***** Data segment

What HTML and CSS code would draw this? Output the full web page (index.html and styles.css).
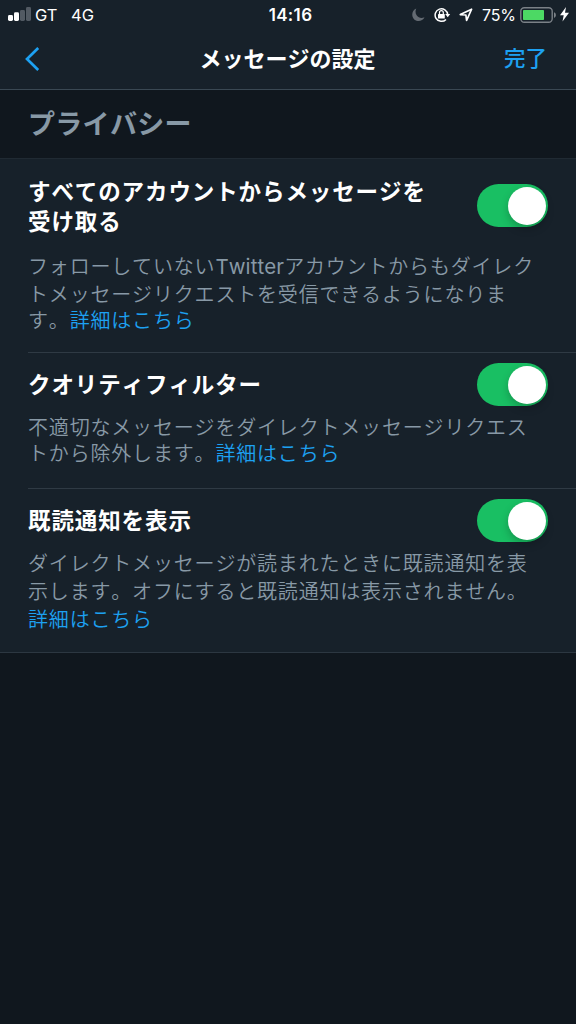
FILE: index.html
```html
<!DOCTYPE html>
<html lang="ja">
<head>
<meta charset="utf-8">
<title>メッセージの設定</title>
<link rel="stylesheet" href="styles.css">
</head>
<body>
<header class="top">
  <div class="status">
    <div class="status-left">
      <svg class="signal" width="24" height="16" viewBox="0 0 24 16"><g fill="#fff"><rect x="0" y="8" width="5" height="6" rx="1.4"/><rect x="6" y="5.300" width="5" height="8.700" rx="1.400"/></g><g fill="#525a63"><rect x="12" y="3" width="5" height="11" rx="1.400"/><rect x="18" y="0" width="5" height="14" rx="1.400"/></g></svg>
      <span class="carrier">GT</span><span class="network">4G</span>
    </div>
    <time class="clock">14:16</time>
    <div class="status-right">
      <svg class="moon" width="13" height="14" viewBox="0 0 13 14"><path d="M4.300 .5C-.4 2.300-1 8.700 2.500 11.700C5.800 14.300 10.700 13.200 12.500 9.300C9.500 10.500 6.500 10 4.800 7.500C3.200 5.200 3.200 2.700 4.300.5Z" fill="#646b73"/></svg>
      <svg class="lock" width="17" height="16" viewBox="0 0 17 16"><path d="M12 12.400A6.300 6.300 0 1 1 13.700 7.500" fill="none" stroke="#fff" stroke-width="1.500"/><path d="M11.200 7H16.200L13.700 10.200Z" fill="#fff"/><rect x="4" y="7" width="6.800" height="4.600" rx=".6" fill="#fff"/><path d="M5.500 7.300V5.600a1.900 1.900 0 0 1 3.800 0V7.300" fill="none" stroke="#fff" stroke-width="1.200"/></svg>
      <svg class="arrow" width="14" height="14" viewBox="0 0 14 14"><path d="M12.600 1.200L1.300 6.600L6.900 7L7.600 12.500Z" fill="none" stroke="#fff" stroke-width="1.700" stroke-linejoin="round"/></svg>
      <span class="percent">75%</span>
      <svg class="battery" width="37" height="16" viewBox="0 0 37 16"><rect x=".8" y=".8" width="31.400" height="14.400" rx="3.500" fill="none" stroke="#7b8187" stroke-width="1.400"/><rect x="3" y="3" width="21" height="10" rx=".8" fill="#4cd964"/><path d="M34 5.200C36.500 6 36.500 10 34 10.800Z" fill="#7b8187"/></svg>
      <svg class="bolt" width="9" height="15" viewBox="0 0 9 15"><path d="M6 0L0 8.200H3.700L2.500 14.500L9 5.800H5Z" fill="#fff"/></svg>
    </div>
  </div>
  <nav class="nav">
    <a class="back"><svg width="16" height="26" viewBox="0 0 16 26"><path d="M14.200 2L3 13L14.200 24" fill="none" stroke="#1da1f2" stroke-width="2.700"/></svg></a>
    <h1 class="title">メッセージの設定</h1>
    <a class="done">完了</a>
  </nav>
</header>
<h2 class="section">プライバシー</h2>
<main class="settings">
  <section class="row row-accounts">
    <div class="row-head"><h3 class="label">すべてのアカウントからメッセージを<br>受け取る</h3><span class="toggle"><span class="knob"></span></span></div>
    <p class="desc"><span class="line">フォローしていない<span class="latin">Twitter</span>アカウントからもダイレク</span><span class="line">トメッセージリクエストを受信できるようになりま</span><span class="line tight">す。<a class="link">詳細はこちら</a></span></p>
  </section>
  <section class="row row-quality">
    <div class="row-head"><h3 class="label">クオリティフィルター</h3><span class="toggle"><span class="knob"></span></span></div>
    <p class="desc"><span class="line">不適切なメッセージをダイレクトメッセージリクエス</span><span class="line tight">トから除外します。<a class="link">詳細はこちら</a></span></p>
  </section>
  <section class="row row-receipts">
    <div class="row-head"><h3 class="label">既読通知を表示</h3><span class="toggle"><span class="knob"></span></span></div>
    <p class="desc"><span class="line">ダイレクトメッセージが読まれたときに既読通知を表</span><span class="line">示します。オフにすると既読通知は表示されません。</span><span class="line"><a class="link">詳細はこちら</a></span></p>
  </section>
</main>
</body>
</html>
```
FILE: styles.css
```css
* { box-sizing: border-box; }
body { margin: 0; min-height: 1024px; background: #10171e; color: #fff; font-family: "Noto Sans CJK JP", sans-serif; white-space: nowrap; font-kerning: none; text-spacing-trim: space-all; }
h1, h2, h3, p { margin: 0; }
svg { display: block; flex: none; }
.top { height: 90px; background: #17212a; border-bottom: 1px solid #3a4853; }
.status { display: grid; grid-template-columns: 1fr auto 1fr; height: 28px; align-items: center; font: 16.5px/28px Inter, sans-serif; padding: 0 7px 0 8px; }
.status-left, .status-right { display: flex; align-items: center; height: 28px; }
.signal { margin-top: 1px; }
.carrier { margin: 1px 0 0 3px; width: 36px; }
.network { margin-top: 1px; }
.clock { font-weight: 600; font-size: 17px; letter-spacing: .35px; padding: 1px 0 0 4px; }
.status-right { justify-content: flex-end; }
.lock { margin-left: 9px; }
.arrow { margin-left: 8px; }
.percent { margin: 1px 0 0 9px; width: 33px; font-size: 16px; letter-spacing: -.2px; }
.battery { margin-left: 5px; }
.bolt { margin-left: 3px; }
.nav { display: grid; grid-template-columns: 1fr auto 1fr; align-items: center; height: 61px; padding: 0 29px 0 24px; }
.title { font-size: 22px; line-height: 30px; font-weight: 700; padding: 0 0 3px 4px; }
.done { justify-self: end; color: #1da1f2; font-size: 21.5px; line-height: 30px; font-weight: 500; padding-bottom: 3px; }
.section { height: 69px; padding: 13px 28px 0; color: #8899a6; font-size: 27px; line-height: 40px; letter-spacing: .3px; font-weight: 700; border-bottom: 1px solid #202a33; }
.settings { background: #17212a; border-bottom: 1px solid #2c3741; padding-left: 28px; }
.row { padding-right: 28px; }
.row + .row { border-top: 1px solid #2f3a44; margin-right: 0; }
.row-accounts { height: 193px; padding-top: 16px; }
.row-quality { height: 136px; padding-top: 10px; }
.row-receipts { height: 164px; padding-top: 10px; }
.row-head { display: flex; justify-content: space-between; align-items: center; min-height: 43px; }
.row-accounts .row-head { margin-bottom: 17px; }
.row-quality .row-head { margin-bottom: 7px; }
.row-receipts .row-head { margin-bottom: 7px; }
.label { font-size: 22.5px; line-height: 30px; letter-spacing: .9px; font-weight: 700; }
.row-quality .label, .row-receipts .label { padding-bottom: 3px; }
.toggle { display: flex; flex: none; width: 71px; height: 43px; padding: 3px 2px 3px 31px; border-radius: 22px; background: #19bf63; }
.knob { width: 38px; height: 38px; border-radius: 50%; background: #fff; box-shadow: 0 4px 8px rgba(0, 0, 0, .22); }
.desc { color: #8899a6; font-size: 20px; font-weight: 350; letter-spacing: .82px; }
.line { display: block; height: 28px; line-height: 28px; }
.tight { line-height: 24px; height: 26px; }
.latin { font-family: Inter, sans-serif; font-size: 20.5px; font-weight: 400; letter-spacing: .1px; line-height: 24px; }
.link { color: #1da1f2; }
```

**********

**Exercise requirements**
Give the data again exactly as written, with all pictures left out.

**Exercise answer**
What HTML and CSS code would draw this? Output the full web page (index.html and styles.css).
FILE: index.html
```html
<!DOCTYPE html>
<html lang="ja">
<head>
<meta charset="utf-8">
<title>メッセージの設定</title>
<link rel="stylesheet" href="styles.css">
</head>
<body>
<header class="top">
  <div class="status">
    <div class="status-left">
      <svg class="signal" width="24" height="16" viewBox="0 0 24 16"><g fill="#fff"><rect x="0" y="8" width="5" height="6" rx="1.4"/><rect x="6" y="5.300" width="5" height="8.700" rx="1.400"/></g><g fill="#525a63"><rect x="12" y="3" width="5" height="11" rx="1.400"/><rect x="18" y="0" width="5" height="14" rx="1.400"/></g></svg>
      <span class="carrier">GT</span><span class="network">4G</span>
    </div>
    <time class="clock">14:16</time>
    <div class="status-right">
      <svg class="moon" width="13" height="14" viewBox="0 0 13 14"><path d="M4.300 .5C-.4 2.300-1 8.700 2.500 11.700C5.800 14.300 10.700 13.200 12.500 9.300C9.500 10.500 6.500 10 4.800 7.500C3.200 5.200 3.200 2.700 4.300.5Z" fill="#646b73"/></svg>
      <svg class="lock" width="17" height="16" viewBox="0 0 17 16"><path d="M12 12.400A6.300 6.300 0 1 1 13.700 7.500" fill="none" stroke="#fff" stroke-width="1.500"/><path d="M11.200 7H16.200L13.700 10.200Z" fill="#fff"/><rect x="4" y="7" width="6.800" height="4.600" rx=".6" fill="#fff"/><path d="M5.500 7.300V5.600a1.900 1.900 0 0 1 3.800 0V7.300" fill="none" stroke="#fff" stroke-width="1.200"/></svg>
      <svg class="arrow" width="14" height="14" viewBox="0 0 14 14"><path d="M12.600 1.200L1.300 6.600L6.900 7L7.600 12.500Z" fill="none" stroke="#fff" stroke-width="1.700" stroke-linejoin="round"/></svg>
      <span class="percent">75%</span>
      <svg class="battery" width="37" height="16" viewBox="0 0 37 16"><rect x=".8" y=".8" width="31.400" height="14.400" rx="3.500" fill="none" stroke="#7b8187" stroke-width="1.400"/><rect x="3" y="3" width="21" height="10" rx=".8" fill="#4cd964"/><path d="M34 5.200C36.500 6 36.500 10 34 10.800Z" fill="#7b8187"/></svg>
      <svg class="bolt" width="9" height="15" viewBox="0 0 9 15"><path d="M6 0L0 8.200H3.700L2.500 14.500L9 5.800H5Z" fill="#fff"/></svg>
    </div>
  </div>
  <nav class="nav">
    <a class="back"><svg width="16" height="26" viewBox="0 0 16 26"><path d="M14.200 2L3 13L14.200 24" fill="none" stroke="#1da1f2" stroke-width="2.700"/></svg></a>
    <h1 class="title">メッセージの設定</h1>
    <a class="done">完了</a>
  </nav>
</header>
<h2 class="section">プライバシー</h2>
<main class="settings">
  <section class="row row-accounts">
    <div class="row-head"><h3 class="label">すべてのアカウントからメッセージを<br>受け取る</h3><span class="toggle"><span class="knob"></span></span></div>
    <p class="desc"><span class="line">フォローしていない<span class="latin">Twitter</span>アカウントからもダイレク</span><span class="line">トメッセージリクエストを受信できるようになりま</span><span class="line tight">す。<a class="link">詳細はこちら</a></span></p>
  </section>
  <section class="row row-quality">
    <div class="row-head"><h3 class="label">クオリティフィルター</h3><span class="toggle"><span class="knob"></span></span></div>
    <p class="desc"><span class="line">不適切なメッセージをダイレクトメッセージリクエス</span><span class="line tight">トから除外します。<a class="link">詳細はこちら</a></span></p>
  </section>
  <section class="row row-receipts">
    <div class="row-head"><h3 class="label">既読通知を表示</h3><span class="toggle"><span class="knob"></span></span></div>
    <p class="desc"><span class="line">ダイレクトメッセージが読まれたときに既読通知を表</span><span class="line">示します。オフにすると既読通知は表示されません。</span><span class="line"><a class="link">詳細はこちら</a></span></p>
  </section>
</main>
</body>
</html>
```
FILE: styles.css
```css
* { box-sizing: border-box; }
body { margin: 0; min-height: 1024px; background: #10171e; color: #fff; font-family: "Noto Sans CJK JP", sans-serif; white-space: nowrap; font-kerning: none; text-spacing-trim: space-all; }
h1, h2, h3, p { margin: 0; }
svg { display: block; flex: none; }
.top { height: 90px; background: #17212a; border-bottom: 1px solid #3a4853; }
.status { display: grid; grid-template-columns: 1fr auto 1fr; height: 28px; align-items: center; font: 16.5px/28px Inter, sans-serif; padding: 0 7px 0 8px; }
.status-left, .status-right { display: flex; align-items: center; height: 28px; }
.signal { margin-top: 1px; }
.carrier { margin: 1px 0 0 3px; width: 36px; }
.network { margin-top: 1px; }
.clock { font-weight: 600; font-size: 17px; letter-spacing: .35px; padding: 1px 0 0 4px; }
.status-right { justify-content: flex-end; }
.lock { margin-left: 9px; }
.arrow { margin-left: 8px; }
.percent { margin: 1px 0 0 9px; width: 33px; font-size: 16px; letter-spacing: -.2px; }
.battery { margin-left: 5px; }
.bolt { margin-left: 3px; }
.nav { display: grid; grid-template-columns: 1fr auto 1fr; align-items: center; height: 61px; padding: 0 29px 0 24px; }
.title { font-size: 22px; line-height: 30px; font-weight: 700; padding: 0 0 3px 4px; }
.done { justify-self: end; color: #1da1f2; font-size: 21.5px; line-height: 30px; font-weight: 500; padding-bottom: 3px; }
.section { height: 69px; padding: 13px 28px 0; color: #8899a6; font-size: 27px; line-height: 40px; letter-spacing: .3px; font-weight: 700; border-bottom: 1px solid #202a33; }
.settings { background: #17212a; border-bottom: 1px solid #2c3741; padding-left: 28px; }
.row { padding-right: 28px; }
.row + .row { border-top: 1px solid #2f3a44; margin-right: 0; }
.row-accounts { height: 193px; padding-top: 16px; }
.row-quality { height: 136px; padding-top: 10px; }
.row-receipts { height: 164px; padding-top: 10px; }
.row-head { display: flex; justify-content: space-between; align-items: center; min-height: 43px; }
.row-accounts .row-head { margin-bottom: 17px; }
.row-quality .row-head { margin-bottom: 7px; }
.row-receipts .row-head { margin-bottom: 7px; }
.label { font-size: 22.5px; line-height: 30px; letter-spacing: .9px; font-weight: 700; }
.row-quality .label, .row-receipts .label { padding-bottom: 3px; }
.toggle { display: flex; flex: none; width: 71px; height: 43px; padding: 3px 2px 3px 31px; border-radius: 22px; background: #19bf63; }
.knob { width: 38px; height: 38px; border-radius: 50%; background: #fff; box-shadow: 0 4px 8px rgba(0, 0, 0, .22); }
.desc { color: #8899a6; font-size: 20px; font-weight: 350; letter-spacing: .82px; }
.line { display: block; height: 28px; line-height: 28px; }
.tight { line-height: 24px; height: 26px; }
.latin { font-family: Inter, sans-serif; font-size: 20.5px; font-weight: 400; letter-spacing: .1px; line-height: 24px; }
.link { color: #1da1f2; }
```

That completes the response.